- _What is expected_
Tally the lines of the listing that contain the string "React". Give the number and nothing else.

[Rows from a dataset of pages and code]

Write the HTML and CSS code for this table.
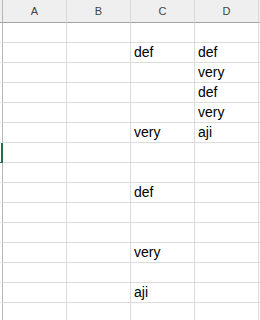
FILE: index.html
```html
<!DOCTYPE html>
<html>
<head>
<meta charset="utf-8">
<link rel="stylesheet" href="styles.css">
</head>
<body>
<div class="sheet">
  <div class="rh hdr"></div><div class="ch">A</div><div class="ch">B</div><div class="ch">C</div><div class="ch">D</div><div class="ch rest"></div>

  <div class="rh"></div><div class="c"></div><div class="c"></div><div class="c"></div><div class="c"></div><div class="c rest"></div>
  <div class="rh"></div><div class="c"></div><div class="c"></div><div class="c">def</div><div class="c">def</div><div class="c rest"></div>
  <div class="rh"></div><div class="c"></div><div class="c"></div><div class="c"></div><div class="c">very</div><div class="c rest"></div>
  <div class="rh"></div><div class="c"></div><div class="c"></div><div class="c"></div><div class="c">def</div><div class="c rest"></div>
  <div class="rh"></div><div class="c"></div><div class="c"></div><div class="c"></div><div class="c">very</div><div class="c rest"></div>
  <div class="rh"></div><div class="c"></div><div class="c"></div><div class="c">very</div><div class="c">aji</div><div class="c rest"></div>
  <div class="rh sel"></div><div class="c"></div><div class="c"></div><div class="c"></div><div class="c"></div><div class="c rest"></div>
  <div class="rh"></div><div class="c"></div><div class="c"></div><div class="c"></div><div class="c"></div><div class="c rest"></div>
  <div class="rh"></div><div class="c"></div><div class="c"></div><div class="c">def</div><div class="c"></div><div class="c rest"></div>
  <div class="rh"></div><div class="c"></div><div class="c"></div><div class="c"></div><div class="c"></div><div class="c rest"></div>
  <div class="rh"></div><div class="c"></div><div class="c"></div><div class="c"></div><div class="c"></div><div class="c rest"></div>
  <div class="rh"></div><div class="c"></div><div class="c"></div><div class="c">very</div><div class="c"></div><div class="c rest"></div>
  <div class="rh"></div><div class="c"></div><div class="c"></div><div class="c"></div><div class="c"></div><div class="c rest"></div>
  <div class="rh"></div><div class="c"></div><div class="c"></div><div class="c">aji</div><div class="c"></div><div class="c rest"></div>
  <div class="rh"></div><div class="c"></div><div class="c"></div><div class="c"></div><div class="c"></div><div class="c rest"></div>
</div>
</body>
</html>
```

FILE: styles.css
```css
html, body {
  margin: 0;
  padding: 0;
  background: #ffffff;
  overflow: hidden;
}
.sheet {
  display: grid;
  grid-template-columns: 3px 64px 64px 64px 64px 1fr;
  grid-template-rows: 23px repeat(15, 20px);
  width: 260px;
  font-family: "Liberation Sans", Arial, sans-serif;
}
.sheet > div {
  box-sizing: border-box;
  overflow: hidden;
  white-space: nowrap;
}
.rh {
  border-right: 1px solid #b8b8b8;
  border-bottom: 1px solid #e6e6e6;
  background: #ffffff;
}
.rh.hdr {
  background: #efefef;
  border-bottom: 1px solid #a3a3a3;
}
.rh.sel {
  background: linear-gradient(to right, transparent 1px, #217346 1px);
  border-right-color: #217346;
  border-bottom-color: #217346;
}
.ch {
  background: #efefef;
  border-right: 1px solid #dadada;
  border-bottom: 1px solid #a3a3a3;
  color: #444444;
  font-size: 11px;
  line-height: 22px;
  text-align: center;
}
.c {
  border-right: 1px solid #dcdcdc;
  border-bottom: 1px solid #dcdcdc;
  font-size: 14px;
  line-height: 19px;
  padding-left: 3px;
  color: #000000;
}
.rest {
  border-right: none;
}
```
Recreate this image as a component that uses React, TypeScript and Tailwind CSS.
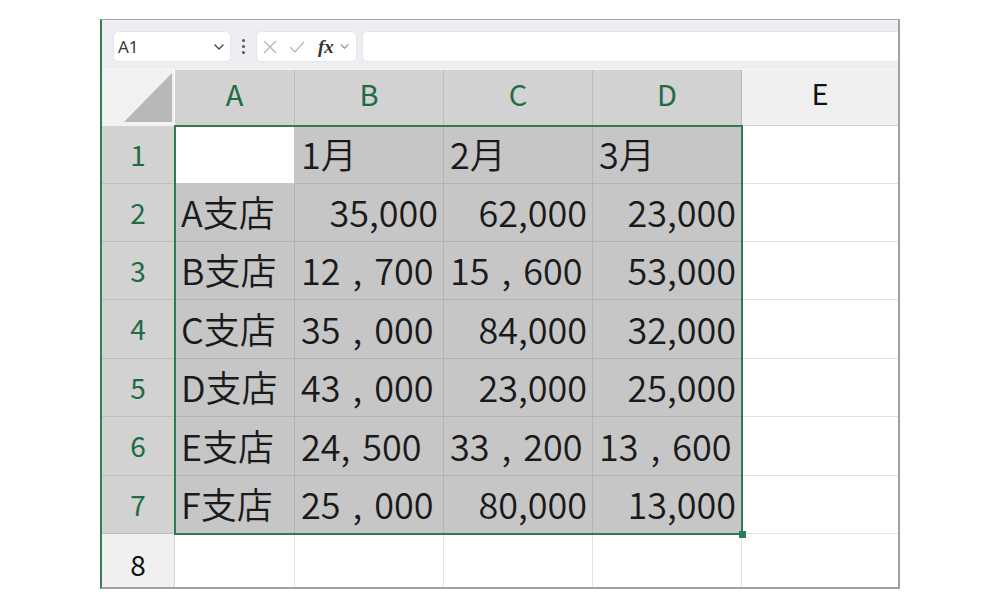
import React from "react";

type Cell = { t: string; r?: boolean };

const colNames = ["A", "B", "C", "D"];
const colWidths = ["w-[120px]", "w-[149px]", "w-[149px]", "w-[149px]"];
const rowHeights = ["h-[58px]", "h-[58px]", "h-[58px]", "h-[59px]", "h-[58px]", "h-[59px]", "h-[58px]"];

const data: Cell[][] = [
  [{ t: "" }, { t: "1月" }, { t: "2月" }, { t: "3月" }],
  [{ t: "A支店" }, { t: "35,000", r: true }, { t: "62,000", r: true }, { t: "23,000", r: true }],
  [{ t: "B支店" }, { t: "12 , 700" }, { t: "15 , 600" }, { t: "53,000", r: true }],
  [{ t: "C支店" }, { t: "35 , 000" }, { t: "84,000", r: true }, { t: "32,000", r: true }],
  [{ t: "D支店" }, { t: "43 , 000" }, { t: "23,000", r: true }, { t: "25,000", r: true }],
  [{ t: "E支店" }, { t: "24, 500" }, { t: "33 , 200" }, { t: "13 , 600" }],
  [{ t: "F支店" }, { t: "25 , 000" }, { t: "80,000", r: true }, { t: "13,000", r: true }],
];

const font = { fontFamily: '"Noto Sans CJK JP", "Noto Sans", sans-serif' };

function Chevron({ className }: { className: string }) {
  return (
    <svg viewBox="0 0 12 8" className={className} fill="none" stroke="currentColor" strokeWidth="1.4" strokeLinecap="round" strokeLinejoin="round">
      <path d="M2 2 L6 6 L10 2" />
    </svg>
  );
}

function FormulaBar() {
  return (
    <div className="h-[50px] bg-[#eceef1] flex items-start pt-[11px] pl-[11px] border-b border-[#f4f5f7] shrink-0">
      {/* name box */}
      <div className="w-[118px] h-[31px] bg-white rounded-[5px] border border-[#e3e5e8] flex items-center pl-[4px] pr-[5px]">
        <span className="text-[17px] text-[#3a3a3a] flex-1" style={{ fontFamily: '"Noto Sans", sans-serif' }}>A1</span>
        <Chevron className="w-[12px] h-[8px] text-[#444]" />
      </div>
      {/* grip dots */}
      <div className="w-[25px] h-[31px] flex flex-col items-center justify-center gap-[3px]">
        <span className="w-[3px] h-[3px] rounded-full bg-[#555]" />
        <span className="w-[3px] h-[3px] rounded-full bg-[#555]" />
        <span className="w-[3px] h-[3px] rounded-full bg-[#555]" />
      </div>
      {/* cancel / enter / function */}
      <div className="w-[101px] h-[31px] bg-white rounded-[5px] border border-[#e3e5e8] flex items-center pl-[6px]">
        <svg viewBox="0 0 14 14" className="w-[14px] h-[14px] text-[#b4b4b4]" fill="none" stroke="currentColor" strokeWidth="1.2">
          <path d="M1 1 L13 13 M13 1 L1 13" />
        </svg>
        <svg viewBox="0 0 16 12" className="w-[16px] h-[12px] ml-[12px] text-[#b4b4b4]" fill="none" stroke="currentColor" strokeWidth="1.2">
          <path d="M1 6 L6 11 L15 1" />
        </svg>
        <span className="ml-[13px] text-[19px] italic font-bold text-[#333] leading-none" style={{ fontFamily: '"Liberation Serif", serif' }}>
          fx
        </span>
        <Chevron className="ml-[5px] w-[11px] h-[7px] text-[#9a9a9a]" />
      </div>
      {/* formula input */}
      <div className="ml-[5px] flex-1 h-[31px] bg-white rounded-l-[5px] border border-r-0 border-[#e3e5e8]" />
    </div>
  );
}

export default function App() {
  return (
    <div className="w-[1000px] h-[609px] bg-white pt-[19px] pl-[100px]" style={font}>
      <div className="w-[800px] h-[570px] border-t border-r-2 border-b-2 border-l-2 border-t-[#a5a5a5] border-r-[#a0a0a0] border-b-[#a0a0a0] border-l-[#3f7a55] flex flex-col overflow-hidden">
        <FormulaBar />

        <div className="relative flex-1 flex flex-col">
          {/* column headers */}
          <div className="flex h-[56px] shrink-0">
            <div className="w-[73px] h-full bg-[#f1f1f1] border-r border-white relative">
              <svg viewBox="0 0 73 56" className="absolute inset-0 w-[73px] h-[56px]">
                <polygon points="22,52 70,52 70,3" fill="#b8b8b8" />
              </svg>
            </div>
            {colNames.map((c, i) => (
              <div
                key={c}
                className={`${colWidths[i]} h-full bg-[#d2d2d2] border-r border-[#bcbcbc] flex items-center justify-center pb-[9px] text-[29px] text-[#1f6b43]`}
              >
                {c}
              </div>
            ))}
            <div className="flex-1 h-full bg-[#efefef] border-b border-[#d0d0d0] flex items-center justify-center pb-[9px] text-[29px] text-[#111]">
              E
            </div>
          </div>

          {/* data rows */}
          {data.map((row, ri) => (
            <div key={ri} className={`flex ${rowHeights[ri]} shrink-0`}>
              <div className="w-[73px] h-full bg-[#d2d2d2] border-r border-b border-[#bdbdbd] flex items-center justify-center pb-[2px] text-[28px] text-[#1f6b43]">
                {ri + 1}
              </div>
              {row.map((cell, ci) => {
                const white = ri === 0 && ci === 0;
                return (
                  <div
                    key={ci}
                    className={`${colWidths[ci]} h-full border-r border-b flex items-center pb-[3px] text-[36px] font-[350] text-[#1a1a1a] whitespace-pre [word-spacing:4px] ${
                      white ? "bg-white border-[#c6c6c6]" : "bg-[#c6c6c6] border-[#b2b2b2]"
                    } ${cell.r ? "justify-end pr-[5px]" : "justify-start pl-[6px]"}`}
                  >
                    {cell.t}
                  </div>
                );
              })}
              <div className="flex-1 h-full bg-white border-b border-[#e1e1e1]" />
            </div>
          ))}

          {/* row 8 */}
          <div className="flex flex-1">
            <div className="w-[73px] h-full bg-[#f0f0f0] border-r border-[#d4d4d4] flex items-start justify-center pt-[9px] text-[28px] text-[#111]">
              8
            </div>
            {colWidths.map((w, i) => (
              <div key={i} className={`${w} h-full bg-white border-r border-[#e1e1e1]`} />
            ))}
            <div className="flex-1 h-full bg-white" />
          </div>

          {/* selection outline with fill handle */}
          <div className="absolute left-[72px] top-[55px] w-[569px] h-[410px] border-2 border-[#2f7a4e] pointer-events-none">
            <div className="absolute right-[-5px] bottom-[-5px] w-[7px] h-[7px] bg-[#2f7a4e]" />
          </div>
        </div>
      </div>
    </div>
  );
}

- _Solution_
2